AVAILABLE DATA:
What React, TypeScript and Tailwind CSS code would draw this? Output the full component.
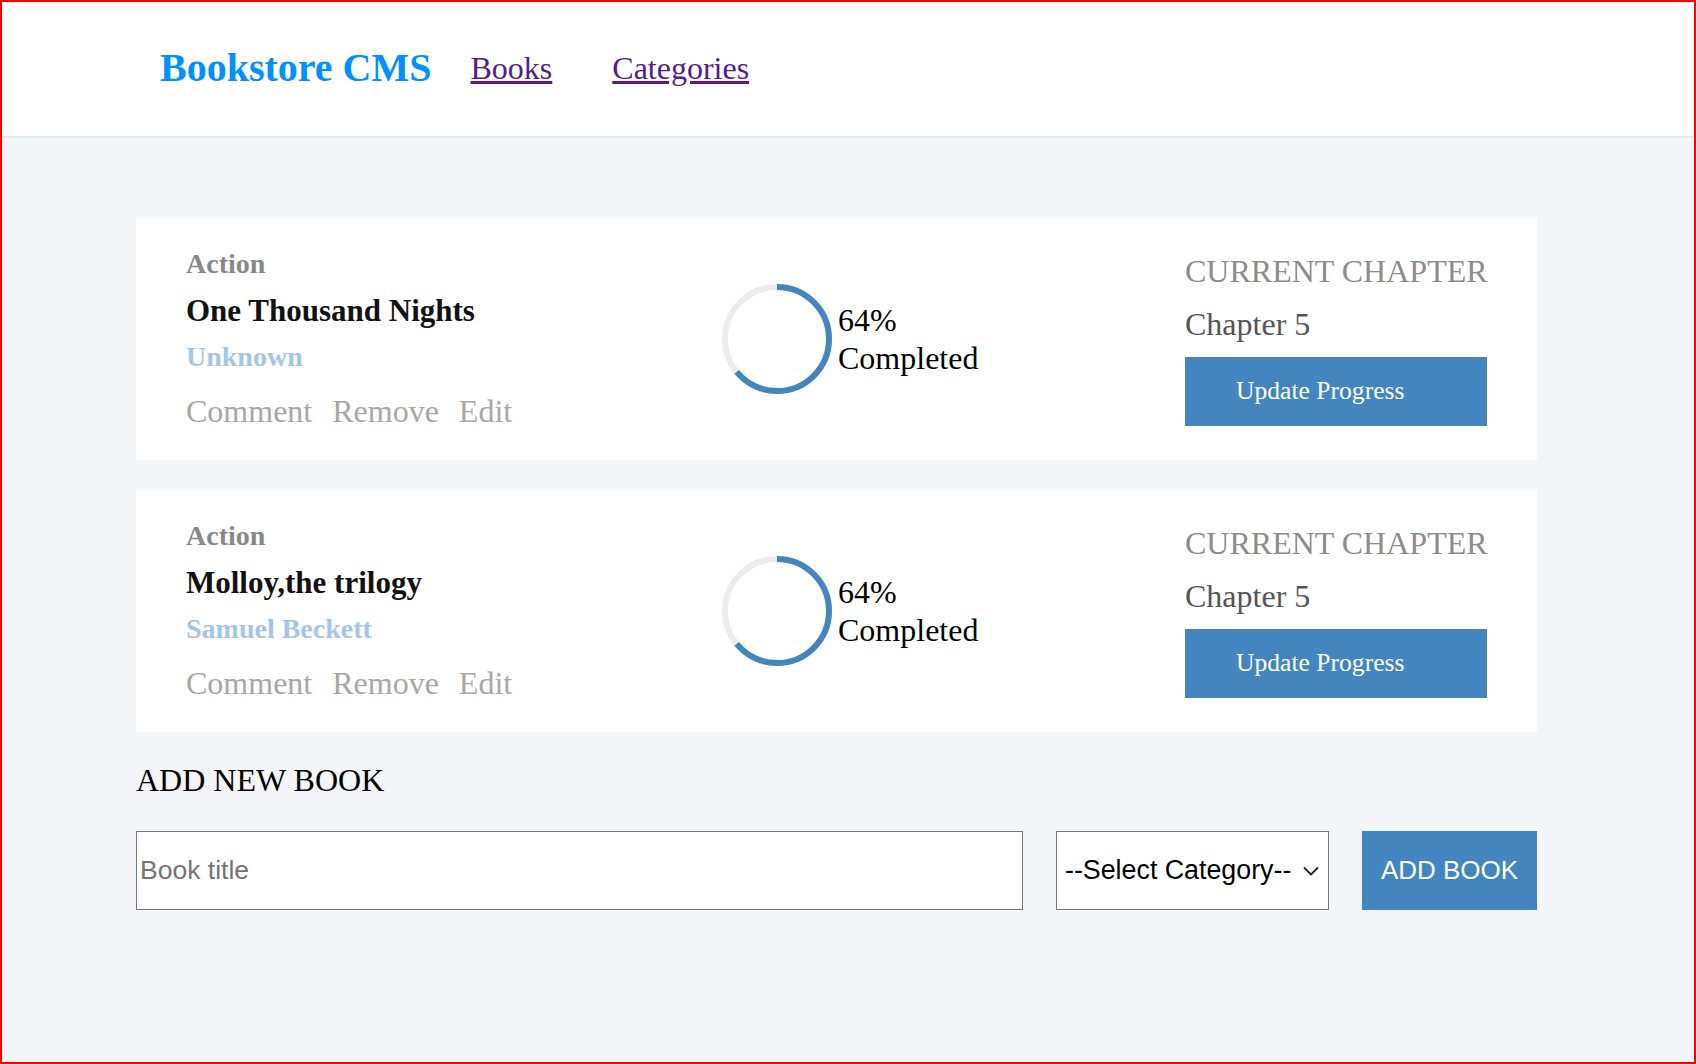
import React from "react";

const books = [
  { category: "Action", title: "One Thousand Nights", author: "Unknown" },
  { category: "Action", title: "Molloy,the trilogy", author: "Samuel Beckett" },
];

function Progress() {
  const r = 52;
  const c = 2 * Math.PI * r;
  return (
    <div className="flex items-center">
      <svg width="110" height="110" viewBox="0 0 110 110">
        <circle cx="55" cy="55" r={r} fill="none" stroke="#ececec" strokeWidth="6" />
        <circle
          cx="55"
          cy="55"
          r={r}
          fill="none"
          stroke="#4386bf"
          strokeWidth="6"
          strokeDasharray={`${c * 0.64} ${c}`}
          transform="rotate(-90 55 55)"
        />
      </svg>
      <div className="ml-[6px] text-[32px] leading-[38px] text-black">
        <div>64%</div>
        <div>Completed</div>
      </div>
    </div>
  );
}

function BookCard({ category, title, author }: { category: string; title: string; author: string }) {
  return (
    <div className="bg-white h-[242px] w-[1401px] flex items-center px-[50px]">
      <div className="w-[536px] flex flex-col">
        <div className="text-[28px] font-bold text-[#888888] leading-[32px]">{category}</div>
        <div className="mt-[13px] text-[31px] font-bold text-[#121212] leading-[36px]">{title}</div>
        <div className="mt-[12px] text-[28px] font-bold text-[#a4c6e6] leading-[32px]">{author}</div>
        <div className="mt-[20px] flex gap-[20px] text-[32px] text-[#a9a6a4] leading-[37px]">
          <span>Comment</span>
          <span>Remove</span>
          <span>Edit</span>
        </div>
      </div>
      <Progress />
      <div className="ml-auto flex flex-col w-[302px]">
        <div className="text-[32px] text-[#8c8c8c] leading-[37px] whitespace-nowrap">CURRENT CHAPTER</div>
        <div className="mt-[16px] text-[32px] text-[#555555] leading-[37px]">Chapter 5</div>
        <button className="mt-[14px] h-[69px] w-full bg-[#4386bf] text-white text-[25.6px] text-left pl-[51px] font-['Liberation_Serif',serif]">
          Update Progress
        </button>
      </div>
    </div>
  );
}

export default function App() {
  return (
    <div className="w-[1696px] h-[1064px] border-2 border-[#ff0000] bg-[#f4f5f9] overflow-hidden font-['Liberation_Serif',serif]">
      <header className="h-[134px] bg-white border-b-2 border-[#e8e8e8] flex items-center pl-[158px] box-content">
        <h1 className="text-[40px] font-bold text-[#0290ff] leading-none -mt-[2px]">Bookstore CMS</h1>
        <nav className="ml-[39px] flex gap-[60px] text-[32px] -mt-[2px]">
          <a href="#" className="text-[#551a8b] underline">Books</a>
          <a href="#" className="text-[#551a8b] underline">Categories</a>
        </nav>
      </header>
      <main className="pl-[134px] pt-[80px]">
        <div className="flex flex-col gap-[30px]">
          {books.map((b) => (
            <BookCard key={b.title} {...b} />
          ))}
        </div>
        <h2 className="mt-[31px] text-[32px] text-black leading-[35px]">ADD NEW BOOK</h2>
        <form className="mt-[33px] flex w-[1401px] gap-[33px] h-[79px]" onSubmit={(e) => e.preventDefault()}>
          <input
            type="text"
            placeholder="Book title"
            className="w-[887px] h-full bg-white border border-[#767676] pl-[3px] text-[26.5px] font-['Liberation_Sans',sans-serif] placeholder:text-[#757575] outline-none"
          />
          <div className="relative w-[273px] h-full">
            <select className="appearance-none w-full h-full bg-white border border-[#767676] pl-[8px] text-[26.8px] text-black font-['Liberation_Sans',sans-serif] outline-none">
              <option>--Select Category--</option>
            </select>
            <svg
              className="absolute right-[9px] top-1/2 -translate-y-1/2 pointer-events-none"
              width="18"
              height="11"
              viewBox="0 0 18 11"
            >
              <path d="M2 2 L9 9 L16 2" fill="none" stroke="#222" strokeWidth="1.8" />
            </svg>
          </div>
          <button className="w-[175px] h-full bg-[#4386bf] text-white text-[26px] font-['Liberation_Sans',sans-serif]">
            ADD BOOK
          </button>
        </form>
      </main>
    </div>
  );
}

PROBLEM TO WORK ON: Copy the material shown above in full and exactly. Skip the pictures.

RESPONSE FOR THIS EXERCISE:
What React, TypeScript and Tailwind CSS code would draw this? Output the full component.
import React from "react";

const books = [
  { category: "Action", title: "One Thousand Nights", author: "Unknown" },
  { category: "Action", title: "Molloy,the trilogy", author: "Samuel Beckett" },
];

function Progress() {
  const r = 52;
  const c = 2 * Math.PI * r;
  return (
    <div className="flex items-center">
      <svg width="110" height="110" viewBox="0 0 110 110">
        <circle cx="55" cy="55" r={r} fill="none" stroke="#ececec" strokeWidth="6" />
        <circle
          cx="55"
          cy="55"
          r={r}
          fill="none"
          stroke="#4386bf"
          strokeWidth="6"
          strokeDasharray={`${c * 0.64} ${c}`}
          transform="rotate(-90 55 55)"
        />
      </svg>
      <div className="ml-[6px] text-[32px] leading-[38px] text-black">
        <div>64%</div>
        <div>Completed</div>
      </div>
    </div>
  );
}

function BookCard({ category, title, author }: { category: string; title: string; author: string }) {
  return (
    <div className="bg-white h-[242px] w-[1401px] flex items-center px-[50px]">
      <div className="w-[536px] flex flex-col">
        <div className="text-[28px] font-bold text-[#888888] leading-[32px]">{category}</div>
        <div className="mt-[13px] text-[31px] font-bold text-[#121212] leading-[36px]">{title}</div>
        <div className="mt-[12px] text-[28px] font-bold text-[#a4c6e6] leading-[32px]">{author}</div>
        <div className="mt-[20px] flex gap-[20px] text-[32px] text-[#a9a6a4] leading-[37px]">
          <span>Comment</span>
          <span>Remove</span>
          <span>Edit</span>
        </div>
      </div>
      <Progress />
      <div className="ml-auto flex flex-col w-[302px]">
        <div className="text-[32px] text-[#8c8c8c] leading-[37px] whitespace-nowrap">CURRENT CHAPTER</div>
        <div className="mt-[16px] text-[32px] text-[#555555] leading-[37px]">Chapter 5</div>
        <button className="mt-[14px] h-[69px] w-full bg-[#4386bf] text-white text-[25.6px] text-left pl-[51px] font-['Liberation_Serif',serif]">
          Update Progress
        </button>
      </div>
    </div>
  );
}

export default function App() {
  return (
    <div className="w-[1696px] h-[1064px] border-2 border-[#ff0000] bg-[#f4f5f9] overflow-hidden font-['Liberation_Serif',serif]">
      <header className="h-[134px] bg-white border-b-2 border-[#e8e8e8] flex items-center pl-[158px] box-content">
        <h1 className="text-[40px] font-bold text-[#0290ff] leading-none -mt-[2px]">Bookstore CMS</h1>
        <nav className="ml-[39px] flex gap-[60px] text-[32px] -mt-[2px]">
          <a href="#" className="text-[#551a8b] underline">Books</a>
          <a href="#" className="text-[#551a8b] underline">Categories</a>
        </nav>
      </header>
      <main className="pl-[134px] pt-[80px]">
        <div className="flex flex-col gap-[30px]">
          {books.map((b) => (
            <BookCard key={b.title} {...b} />
          ))}
        </div>
        <h2 className="mt-[31px] text-[32px] text-black leading-[35px]">ADD NEW BOOK</h2>
        <form className="mt-[33px] flex w-[1401px] gap-[33px] h-[79px]" onSubmit={(e) => e.preventDefault()}>
          <input
            type="text"
            placeholder="Book title"
            className="w-[887px] h-full bg-white border border-[#767676] pl-[3px] text-[26.5px] font-['Liberation_Sans',sans-serif] placeholder:text-[#757575] outline-none"
          />
          <div className="relative w-[273px] h-full">
            <select className="appearance-none w-full h-full bg-white border border-[#767676] pl-[8px] text-[26.8px] text-black font-['Liberation_Sans',sans-serif] outline-none">
              <option>--Select Category--</option>
            </select>
            <svg
              className="absolute right-[9px] top-1/2 -translate-y-1/2 pointer-events-none"
              width="18"
              height="11"
              viewBox="0 0 18 11"
            >
              <path d="M2 2 L9 9 L16 2" fill="none" stroke="#222" strokeWidth="1.8" />
            </svg>
          </div>
          <button className="w-[175px] h-full bg-[#4386bf] text-white text-[26px] font-['Liberation_Sans',sans-serif]">
            ADD BOOK
          </button>
        </form>
      </main>
    </div>
  );
}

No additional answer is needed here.